I think that in this case you continue to search at the same depth because assuming that
beta=0 before the fail low it continue to be 0 until the end of the iteration.

The only fail high that cause skipping the rest of the moves is fail high that cause you to get a positive score.

Uri

The above is not limited to one search depth. At depth=16 you fail low and decide you are losing a rook. At depth=17 you fail high on a move after the first move. Now you abort, and start depth=18. There may well be a much better move at depth=17 if you had just taken the time to find it. By skipping it, you start a search that is hard enough to complete that you might not see this.

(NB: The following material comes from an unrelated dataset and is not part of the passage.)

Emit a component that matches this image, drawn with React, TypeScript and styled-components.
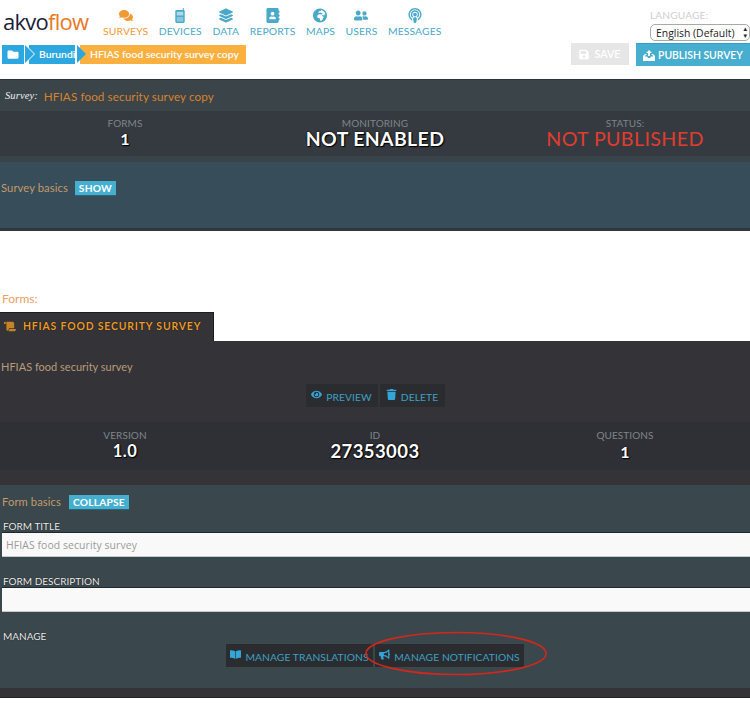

I'm not a fan of the idea of pruning at the root like this, and that is exactly what is happening with this approach. We throw the rest of the moves out the window, and start the next iteration.

If you fail low at depth 16 and do not find a better move than losing a rook at that depth then you probably cannot find a saving move at depth 17.

The situation that you describe can happen but I guess that it is relatively rare and I guess that in near 99% of the cases the fail high that cause skipping the rest of the moves comes from non losing positions.

Uri

While it is not common, I do see it regularly. Score suddenly drops, then starts to climb over the next few iterations. Either way, this appears to be a problem. I did not look at their code, but assume they use aspiration search (can't think of a single reason why one would not). With aspiration search, score > beta is still not enough justification, in my mind, to skip the rest of the moves and start a new search. You can still fail low on the first move, reset the search window, and now start failing high on beta, for multiple moves. Except that if you give up after the first fail high and go to the next iteration, it is more than a little likely that you will be deep enough that you will never find the true best move, because the fail-high move will take so long to search.